The sellers call the shots
If you are a customer you are no longer spoilt for choice, prices are no longer as competitive as they used to be, what with the government coming down heavily on ecommerce companies for offering discounts beyond reasonable limits. In India, 100% Foreign Direct Investment or FDI is only allowed if it is a marketplace model. Which leads us to why Amazon has overwhelmingly favored the marketplace model in India as compared to other countries where the outright purchase model and sales or return (SOR) model still works well.
This, however, leads to dilution of product quality and service standards and also results in further erosion of consumer faith in the ecosystem. The fact that ecommerce in India has grown at such a poor rate when compared to smartphone penetration tells us a clear story.
Untapped potential
Ecommerce in India has failed to go beyond the doorsteps of Tier I cities and educated middle class. It is the large Tier II and beyond that remains largely untapped and no one is looking to service these customers either through innovation in logistics or increasing adoption through reaching out through entrenched ecosystems.

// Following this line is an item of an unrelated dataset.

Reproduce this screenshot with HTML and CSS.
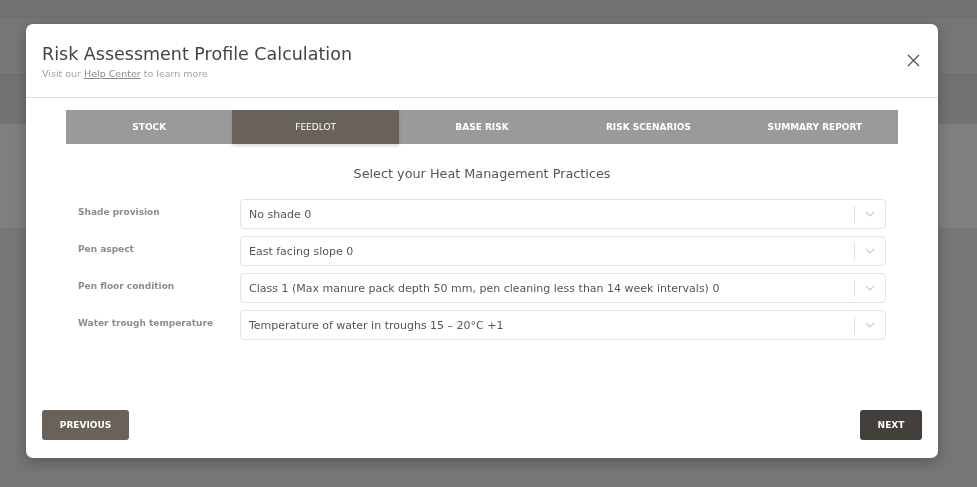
FILE: index.html
```html
<html>
<head>
  <title>Risk Assessment Profile Calculation</title>
  <link rel="stylesheet" href="styles.css">
</head>
<body>

<div class="page">
  <div class="page-top"></div>
  <div class="page-nav"></div>
  <div class="page-sub"></div>
  <div class="page-band"></div>
</div>

<div class="overlay">
  <div class="modal">
    <div class="modal-header">
      <div>
        <h1>Risk Assessment Profile Calculation</h1>
        <p class="help">Visit our <a href="#">Help Center</a> to learn more</p>
      </div>
      <button class="close" aria-label="Close">
        <svg width="13" height="13" viewBox="0 0 13 13"><path d="M1 1L12 12M12 1L1 12" stroke="#555" stroke-width="1.3" fill="none"/></svg>
      </button>
    </div>

    <div class="modal-body">
      <div class="tabs">
        <div class="tab">STOCK</div>
        <div class="tab active">FEEDLOT</div>
        <div class="tab">BASE RISK</div>
        <div class="tab">RISK SCENARIOS</div>
        <div class="tab">SUMMARY REPORT</div>
      </div>

      <h2>Select your Heat Management Practices</h2>

      <div class="fields">
        <div class="field">
          <label>Shade provision</label>
          <div class="select"><span>No shade 0</span><i class="sep"></i><svg class="chev" width="10" height="6" viewBox="0 0 10 6"><path d="M1 1L5 5L9 1" stroke="#ccc" stroke-width="1.2" fill="none"/></svg></div>
        </div>
        <div class="field">
          <label>Pen aspect</label>
          <div class="select"><span>East facing slope 0</span><i class="sep"></i><svg class="chev" width="10" height="6" viewBox="0 0 10 6"><path d="M1 1L5 5L9 1" stroke="#ccc" stroke-width="1.2" fill="none"/></svg></div>
        </div>
        <div class="field">
          <label>Pen floor condition</label>
          <div class="select"><span>Class 1 (Max manure pack depth 50 mm, pen cleaning less than 14 week intervals) 0</span><i class="sep"></i><svg class="chev" width="10" height="6" viewBox="0 0 10 6"><path d="M1 1L5 5L9 1" stroke="#ccc" stroke-width="1.2" fill="none"/></svg></div>
        </div>
        <div class="field">
          <label>Water trough temperature</label>
          <div class="select"><span>Temperature of water in troughs 15 – 20°C +1</span><i class="sep"></i><svg class="chev" width="10" height="6" viewBox="0 0 10 6"><path d="M1 1L5 5L9 1" stroke="#ccc" stroke-width="1.2" fill="none"/></svg></div>
        </div>
      </div>
    </div>

    <div class="modal-footer">
      <button class="btn btn-prev">PREVIOUS</button>
      <button class="btn btn-next">NEXT</button>
    </div>
  </div>
</div>

</body>
</html>
```

FILE: styles.css
```css
* {
  box-sizing: border-box;
}

body {
  margin: 0;
  height: 487px;
  overflow: hidden;
  background: #777674;
  font-family: 'DejaVu Sans', 'Open Sans', sans-serif;
}

/* page behind the dimmed overlay */
.page {
  display: flex;
  flex-direction: column;
}

.page-top {
  height: 18px;
  border-bottom: 1px solid #6e6d6b;
  background: #737270;
}

.page-nav {
  height: 57px;
  border-bottom: 1px solid #6f6e6c;
  background: #777674;
}

.page-sub {
  height: 49px;
  background: #737270;
}

.page-band {
  height: 104px;
  background: #7f7f7f;
}

.overlay {
  position: fixed;
  inset: 0;
  padding: 24px 39px 0 26px;
}

.modal {
  width: 912px;
  height: 434px;
  background: #fff;
  border-radius: 7px;
  box-shadow: 0 4px 14px rgba(0, 0, 0, 0.25);
  display: flex;
  flex-direction: column;
}

.modal-header {
  display: flex;
  justify-content: space-between;
  align-items: flex-start;
  padding: 20px 18px 0 16px;
  height: 74px;
  border-bottom: 1px solid #ddd;
}

h1 {
  margin: 0;
  font-size: 17.5px;
  font-weight: 400;
  color: #444;
}

.help {
  margin: 4px 0 0;
  font-size: 9.5px;
  color: #a3a3a3;
}

.help a {
  color: #888;
}

.close {
  border: none;
  background: none;
  padding: 0;
  margin-top: 10px;
  cursor: pointer;
}

.modal-body {
  flex: 1;
  padding: 12px 40px 0 40px;
}

.tabs {
  display: grid;
  grid-template-columns: repeat(5, 1fr);
  background: #9a9a9a;
  height: 34px;
}

.tab {
  display: flex;
  align-items: center;
  justify-content: center;
  color: #fff;
  font-size: 9px;
  font-weight: 700;
}

.tab.active {
  background: #68625b;
  font-weight: 400;
  box-shadow: 0 2px 3px rgba(0, 0, 0, 0.15);
}

h2 {
  margin: 22px 0 18px;
  text-align: center;
  font-size: 12.8px;
  font-weight: 400;
  color: #555;
}

.fields {
  display: flex;
  flex-direction: column;
  gap: 7px;
}

.field {
  display: grid;
  grid-template-columns: 174px 646px;
  align-items: start;
}

.field label {
  padding: 8px 0 0 12px;
  font-size: 9px;
  font-weight: 700;
  color: #8c8c8c;
}

.select {
  display: flex;
  align-items: center;
  height: 30px;
  border: 1px solid #e2e2e2;
  border-radius: 4px;
  padding: 0 10px 0 8px;
  font-size: 11px;
  color: #555;
}

.select span {
  flex: 1;
}

.sep {
  width: 1px;
  height: 17px;
  background: #ddd;
  margin-right: 10px;
}

.modal-footer {
  display: flex;
  justify-content: space-between;
  padding: 0 16px 18px 16px;
}

.btn {
  height: 30px;
  border: none;
  border-radius: 3px;
  color: #fff;
  font-family: inherit;
  font-size: 9px;
  font-weight: 700;
  cursor: pointer;
}

.btn-prev {
  width: 87px;
  background: #68625b;
}

.btn-next {
  width: 62px;
  background: #433f3a;
}
```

If you are a merchant you cannot go and start selling on some new platform just because you do not like the payment terms of one of these guys. Given the atrocious payment terms of Flipkart, and the heavy losses they have suffered over the years, I have met so many merchants across India who swear never to sell on ecommerce again. Irrespective of region, education and awareness levels, product categories, merchants in India have been treated even more poorly compared to the customers. Most ecommerce players have delayed payments to the point where they did not pay merchants for years, ruining the business of SMEs who survive month to month.
Unscrupulous practices, and winner takes all mindset
Affiliates and ecosystem partners have been dealt the biggest blow through this consolidation in the market. Snapdeal was anyway poisoning the wells of price aggregators like Mysmartprice for a very long time by creating a separate window of access and giving wrong pricing on these sites. Once these sites led back to the main page, the rates used to change and the price aggregators never saw the commission they were supposed to receive.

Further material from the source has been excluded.